If you're a fan of this ensemble, your next step shouldn't be just re-watching the movie for the tenth time. You should actually dig into the "making of" lore that explains how these performances were crafted.

  1. Watch "Making Taxi Driver" (1999): This documentary features deep-dive interviews with the cast years later. It’s fascinating to hear Jodie Foster talk about her perspective as a child actor on such a dark set.
  2. Read Paul Schrader’s Original Script: You can find PDF versions online easily. Comparing what was on the page to how De Niro and Keitel interpreted their lines is a lesson in acting all by itself.

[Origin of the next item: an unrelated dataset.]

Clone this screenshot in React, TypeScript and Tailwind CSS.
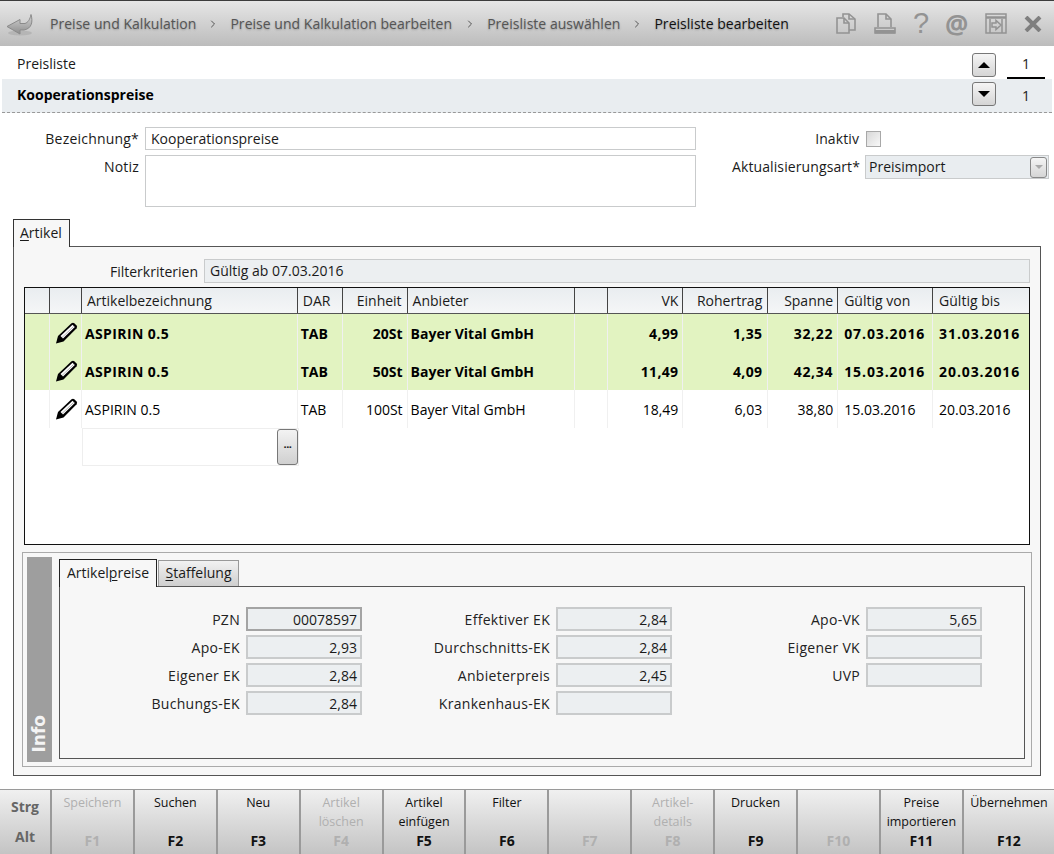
import { ChevronRight } from "lucide-react";

const font = "font-['Open_Sans','Noto_Sans',sans-serif]";

function PageIcons() {
  return (
    <div className="flex items-center text-[#939393]">
      <svg width="20" height="21" viewBox="0 0 20 21" fill="none" stroke="currentColor" strokeWidth="1.600">
        <path d="M7 4V1h6l6 5v11h-6" />
        <path d="M1 5h7l5 5v10H1z" />
        <path d="M8 5v5h5" />
        <path d="M13 1v5h6" />
      </svg>
      <svg width="22" height="21" viewBox="0 0 22 21" fill="none" stroke="currentColor" strokeWidth="1.600" className="ml-[18px]">
        <path d="M4 14V1h8l5 5v8" />
        <path d="M12 1v5h5" />
        <path d="M1 20v-5h20v5z" />
        <rect x="1" y="17" width="20" height="3.500" fill="currentColor" stroke="none" />
      </svg>
      <span className="ml-[17px] w-[16px] text-center text-[29px] leading-none font-['Liberation_Sans']">?</span>
      <span className="ml-[16px] w-[22px] text-center text-[26px] leading-none font-bold">@</span>
      <svg width="22" height="21" viewBox="0 0 22 21" fill="none" stroke="currentColor" strokeWidth="1.500" className="ml-[18px]">
        <rect x="1" y="1" width="20" height="19" />
        <path d="M1 4.500h20" strokeWidth="2.500" />
        <path d="M5 6v14M17 6v14" />
        <path d="M7 10h4V7.500l5 4.500-5 4.500V14H7z" />
      </svg>
      <svg width="18" height="16" viewBox="0 0 18 16" className="ml-[17px] text-[#7f7f7f]">
        <path d="M2 1l14 14M16 1L2 15" stroke="currentColor" strokeWidth="4" />
      </svg>
    </div>
  );
}

function BackArrow() {
  return (
    <svg width="28" height="24" viewBox="0 0 28 24" className="mr-[16px]">
      <defs>
        <linearGradient id="arrow" x1="0" y1="0" x2="0" y2="1">
          <stop offset="0" stopColor="#d6d6d6" />
          <stop offset="1" stopColor="#8d8d8d" />
        </linearGradient>
      </defs>
      <ellipse cx="14" cy="21" rx="12" ry="2.500" fill="#a8a8a8" opacity="0.6" />
      <path d="M1 14.500L14 7.500v4h5c3-1 5-4 6-9 2 7 1 14-7 15.500h-4v4z" fill="url(#arrow)" stroke="#8a8a8a" strokeWidth="1" />
    </svg>
  );
}

function Pencil() {
  return (
    <svg width="23" height="22" viewBox="0 0 23 22">
      <path d="M1 21.500l2-7.500L16.500 1.200q1.500-1 2.800 0l2.300 2.300q1 1.300 0 2.800L8.500 19.500z" fill="#000" />
      <path d="M5.500 14L17.500 2.800l2.300 2.200L8 16.500z" fill="#fff" />
      <path d="M7 15.500L18.500 4.500" stroke="#b5b5b5" strokeWidth="1" />
    </svg>
  );
}

function Field({ label, value, active }: { label: string; value?: string; active?: boolean }) {
  return (
    <div className="flex items-center h-[24px] mb-[4px]">
      <span className="w-[186px] pr-[6px] text-right text-[#222] tracking-[0.3px]">{label}</span>
      <div
        className={
          "w-[116px] h-[24px] px-[3px] flex items-center justify-end bg-[#eceff1] border-2 " +
          (active ? "border-[#a4a4a4]" : "border-[#c9cbcc]")
        }
      >
        {value}
      </div>
    </div>
  );
}

const columns = [
  { label: "", w: "w-[25px]", cell: "" },
  { label: "", w: "w-[32px]", cell: "" },
  { label: "Artikelbezeichnung", w: "w-[216px]", cell: "pl-[3px]", head: "pl-[5px]", boldCell: "tracking-[0.4px]" },
  { label: "DAR", w: "w-[45px]", cell: "pl-[3px]", head: "pl-[5px]" },
  { label: "Einheit", w: "w-[65px]", cell: "justify-end pr-[4px]", head: "justify-end pr-[5px]" },
  { label: "Anbieter", w: "w-[168px]", cell: "pl-[3px]", head: "pl-[5px]" },
  { label: "", w: "w-[33px]", cell: "" },
  { label: "VK", w: "w-[75px]", cell: "justify-end pr-[4px]", head: "justify-end pr-[4px]", boldCell: "tracking-[0.3px]" },
  { label: "Rohertrag", w: "w-[85px]", cell: "justify-end pr-[5px]", head: "justify-end pr-[5px]", boldCell: "tracking-[0.3px]" },
  { label: "Spanne", w: "w-[70px]", cell: "justify-end pr-[4px]", head: "justify-end pr-[4px]", boldCell: "tracking-[0.7px]" },
  { label: "Gültig von", w: "w-[95px]", cell: "pl-[6px]", head: "pl-[6px]", boldCell: "tracking-[0.9px]" },
  { label: "Gültig bis", w: "w-[96px]", cell: "pl-[6px]", head: "pl-[6px]", boldCell: "tracking-[0.9px]" },
];

const rows = [
  { bold: true, values: ["ASPIRIN 0.5", "TAB", "20St", "Bayer Vital GmbH", "", "4,99", "1,35", "32,22", "07.03.2016", "31.03.2016"] },
  { bold: true, values: ["ASPIRIN 0.5", "TAB", "50St", "Bayer Vital GmbH", "", "11,49", "4,09", "42,34", "15.03.2016", "20.03.2016"] },
  { bold: false, values: ["ASPIRIN 0.5", "TAB", "100St", "Bayer Vital GmbH", "", "18,49", "6,03", "38,80", "15.03.2016", "20.03.2016"] },
];

const keys = [
  { top: "Speichern", f: "F1", off: true },
  { top: "Suchen", f: "F2" },
  { top: "Neu", f: "F3" },
  { top: "Artikel löschen", f: "F4", off: true },
  { top: "Artikel einfügen", f: "F5" },
  { top: "Filter", f: "F6" },
  { top: "", f: "F7", off: true },
  { top: "Artikel- details", f: "F8", off: true },
  { top: "Drucken", f: "F9" },
  { top: "", f: "F10", off: true },
  { top: "Preise importieren", f: "F11" },
];

const keyFace = "bg-gradient-to-b from-[#f0f0f0] to-[#c4c4c4]";

export default function App() {
  return (
    <div className={"w-[1054px] h-[854px] overflow-hidden flex flex-col bg-white text-[14px] leading-[19px] text-[#1a1a1a] " + font}>
      {/* Breadcrumb */}
      <div className="h-[46px] shrink-0 border-t border-[#3c3c3c] bg-gradient-to-b from-[#e6e6e6] to-[#bcbcbc] flex items-center pl-[6px] pr-[12px]">
        <BackArrow />
        <div className="flex items-center tracking-[0.03px] text-[#555] [text-shadow:0_1px_2px_#999]">
          <span>Preise und Kalkulation</span>
          <ChevronRight className="w-[12px] h-[12px] mx-[11px]" />
          <span>Preise und Kalkulation bearbeiten</span>
          <ChevronRight className="w-[12px] h-[12px] mx-[11.5px]" />
          <span>Preisliste auswählen</span>
          <ChevronRight className="w-[12px] h-[12px] mx-[11px]" />
          <span className="text-[#111]">Preisliste bearbeiten</span>
        </div>
        <div className="ml-auto">
          <PageIcons />
        </div>
      </div>

      {/* Title */}
      <div className="h-[33px] shrink-0 flex items-center pl-[17px] pr-[9px]">
        <span className="mt-[2px]">Preisliste</span>
        <button className="ml-auto w-[24px] h-[24px] mt-[5px] rounded-[3px] border border-[#777] bg-gradient-to-b from-[#f5f5f5] to-[#d5d5d5] flex items-center justify-center">
          <span className="border-x-[6px] border-x-transparent border-b-[6px] border-b-black" />
        </button>
        <span className="w-[38px] ml-[11px] h-[27px] mt-[6px] pt-[2px] text-center border-b-2 border-black">1</span>
      </div>
      <div className="h-[34px] shrink-0 mx-[2px] bg-[#e9edf0] border-b border-dashed border-[#999] flex items-center pl-[15px] pr-[7px] pb-[3px]">
        <span className="font-bold text-black">Kooperationspreise</span>
        <button className="ml-auto w-[24px] h-[24px] rounded-[3px] border border-[#777] bg-gradient-to-b from-[#f5f5f5] to-[#d5d5d5] flex items-center justify-center">
          <span className="border-x-[6px] border-x-transparent border-t-[6px] border-t-black" />
        </button>
        <span className="w-[38px] ml-[11px] mt-[3px] text-center">1</span>
      </div>

      {/* Form */}
      <div className="h-[106px] shrink-0 pt-[14px] flex">
        <div className="w-[139px] text-right tracking-[0.2px]">
          <div className="h-[23px] leading-[23px]">Bezeichnung*</div>
          <div className="mt-[5px] h-[23px] leading-[23px]">Notiz</div>
        </div>
        <div className="ml-[6px] w-[551px]">
          <div className="h-[23px] px-[5px] leading-[21px] border border-[#c9cbcc]">Kooperationspreise</div>
          <div className="mt-[5px] h-[52px] border border-[#c9cbcc]" />
        </div>
        <div className="ml-[5px] w-[164px] text-right pr-[5px] tracking-[0.1px]">
          <div className="h-[23px] leading-[23px] pr-px">Inaktiv</div>
          <div className="mt-[5px] h-[24px] leading-[24px] whitespace-nowrap">Aktualisierungsart*</div>
        </div>
        <div className="w-[184px]">
          <div className="h-[23px] pt-[4px] pl-px">
            <div className="w-[15px] h-[16px] border border-[#a8a8a8] bg-gradient-to-br from-[#d8d8d8] to-[#f8f8f8]" />
          </div>
          <div className="mt-[5px] h-[24px] pl-[3px] pr-px flex items-center justify-between bg-[#e9edf0] border border-[#c9cbcc]">
            <span className="pb-[2px]">Preisimport</span>
            <span className="w-[17px] h-[21px] rounded-[3px] border border-[#888] bg-gradient-to-b from-[#f5f5f5] to-[#d5d5d5] flex items-center justify-center">
              <span className="border-x-[4px] border-x-transparent border-t-[4px] border-t-[#aaa]" />
            </span>
          </div>
        </div>
      </div>

      {/* Artikel tab */}
      <div className="mx-[13px] w-[1028px] h-[557px] shrink-0 flex flex-col">
        <div className="h-[27px] flex">
          <div className="w-[57px] border border-b-0 border-[#333] bg-[#f7f7f7] pl-[6px] leading-[26px] h-[28px] z-10">
            <u className="decoration-1 underline-offset-2">A</u>rtikel
          </div>
        </div>
        <div className="flex-1 border border-[#555] bg-[#f7f7f7] px-[10px] pt-[12px] flex flex-col">
          <div className="flex h-[24px] items-center">
            <span className="w-[180px] pr-[6px] text-right">Filterkriterien</span>
            <div className="w-[826px] h-[24px] px-[5px] bg-[#eceff1] border border-[#c9cbcc] leading-[22px]">Gültig ab 07.03.2016</div>
          </div>

          {/* Table */}
          <div className="mt-[4px] h-[258px] border border-[#111] bg-white flex flex-col">
            <div className="h-[26px] shrink-0 flex bg-gradient-to-b from-[#e9edf0] to-[#f5f6f7] border-b border-[#555]">
              {columns.map((c, i) => (
                <div key={i} className={"flex items-center h-full whitespace-nowrap border-r border-[#444] last:border-r-0 " + c.w + " " + (c.head ?? "")}>
                  {c.label}
                </div>
              ))}
            </div>
            {rows.map((r, i) => (
              <div key={i} className={"h-[38px] shrink-0 flex text-black " + (r.bold ? "font-bold bg-[#e2f3c1]" : "bg-white")}>
                {columns.map((c, j) => (
                  <div
                    key={j}
                    className={
                      "flex items-center h-full whitespace-nowrap border-r border-[#f0f0f0] last:border-r-0 " +
                      c.w + " " + c.cell + " " + (r.bold ? c.boldCell ?? "" : "")
                    }
                  >
                    {j === 1 ? (
                      <span className="pl-[5px]">
                        <Pencil />
                      </span>
                    ) : j > 1 ? (
                      r.values[j - 2]
                    ) : null}
                  </div>
                ))}
              </div>
            ))}
            <div className="h-[38px] shrink-0 pl-[57px]">
              <div className="w-[217px] h-full border border-[#eee] flex justify-end">
                <button className="w-[21px] h-full pb-[6px] rounded-[3px] border border-[#777] bg-gradient-to-b from-[#f3f3f3] to-[#d0d0d0] font-bold text-[11px] tracking-[-0.5px] leading-[14px]">
                  ...
                </button>
              </div>
            </div>
          </div>

          {/* Info */}
          <div className="mt-[7px] -mx-[2px] h-[215px] border border-[#aaa] p-[4px] flex">
            <div className="w-[25px] bg-[#9e9e9e] flex items-end justify-center pb-[9px]">
              <span className="[writing-mode:vertical-rl] rotate-180 text-[#f4f4f4] text-[17px] font-bold font-['DejaVu_Sans'] leading-[25px]">Info</span>
            </div>
            <div className="ml-[7px] mr-[2px] mb-[3px] flex-1 flex flex-col pt-[2px]">
              <div className="h-[27px] flex shrink-0">
                <div className="w-[98px] h-[28px] border border-b-0 border-[#222] bg-[#f7f7f7] pl-[7px] leading-[26px] z-10">
                  Artikel<u className="decoration-1 underline-offset-2">p</u>reise
                </div>
                <div className="ml-[1px] w-[81px] mt-[1px] border border-[#999] border-b-0 bg-gradient-to-b from-[#f2f2f2] to-[#cfcfcf] text-center leading-[24px]">
                  <u className="decoration-1 underline-offset-2">S</u>taffelung
                </div>
              </div>
              <div className="flex-1 border border-[#555] pt-[20px] flex">
                <div className="w-[310px]">
                  <Field label="PZN" value="00078597" active />
                  <Field label="Apo-EK" value="2,93" />
                  <Field label="Eigener EK" value="2,84" />
                  <Field label="Buchungs-EK" value="2,84" />
                </div>
                <div className="w-[310px]">
                  <Field label="Effektiver EK" value="2,84" />
                  <Field label="Durchschnitts-EK" value="2,84" />
                  <Field label="Anbieterpreis" value="2,45" />
                  <Field label="Krankenhaus-EK" />
                </div>
                <div className="w-[310px]">
                  <Field label="Apo-VK" value="5,65" />
                  <Field label="Eigener VK" />
                  <Field label="UVP" />
                </div>
              </div>
            </div>
          </div>
        </div>
      </div>

      {/* Function keys */}
      <div className="mt-[13px] h-[65px] shrink-0 flex bg-[#9a9a9a] gap-[2px] pt-px">
        <div className={"w-[50px] shrink-0 flex flex-col items-center justify-between pt-[7px] pb-[8px] font-bold text-[#666] " + keyFace}>
          <span>Strg</span>
          <span>Alt</span>
        </div>
        {keys.map((k) => (
          <div
            key={k.f}
            className={
              "w-[80.9px] shrink-0 flex flex-col items-center justify-between pt-[3px] pb-[4px] text-center " +
              keyFace + " " + (k.off ? "text-[#b0b0b0]" : "text-[#111]")
            }
          >
            <span className="text-[12.5px] leading-[19px]">{k.top}</span>
            <span className="font-bold">{k.f}</span>
          </div>
        ))}
        <div className={"flex-1 flex flex-col items-center justify-between pt-[3px] pb-[4px] text-center text-[#111] " + keyFace}>
          <span className="text-[12.5px] leading-[19px]">Übernehmen</span>
          <span className="font-bold">F12</span>
        </div>
      </div>
    </div>
  );
}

  3. Explore the "Scorsese-De Niro" Catalog: If the chemistry here hooked you, move on to Mean Streets or The King of Comedy. The latter is essentially the spiritual successor to Taxi Driver, showing what happens when a Travis Bickle type wants fame instead of "justice."
  4. Listen to the Bernard Herrmann Score Separately: The music is essentially the final "cast member." It’s the voice of Travis’s internal world. Listening to it without the visuals helps you appreciate the jazzy, melancholic dread that defines the film.

The brilliance of the Taxi Driver cast lies in their willingness to be unlikable. In an era where every protagonist needs to be "relatable," Bickle and his cohorts remain stubbornly, dangerously human. That is why the film remains untouchable.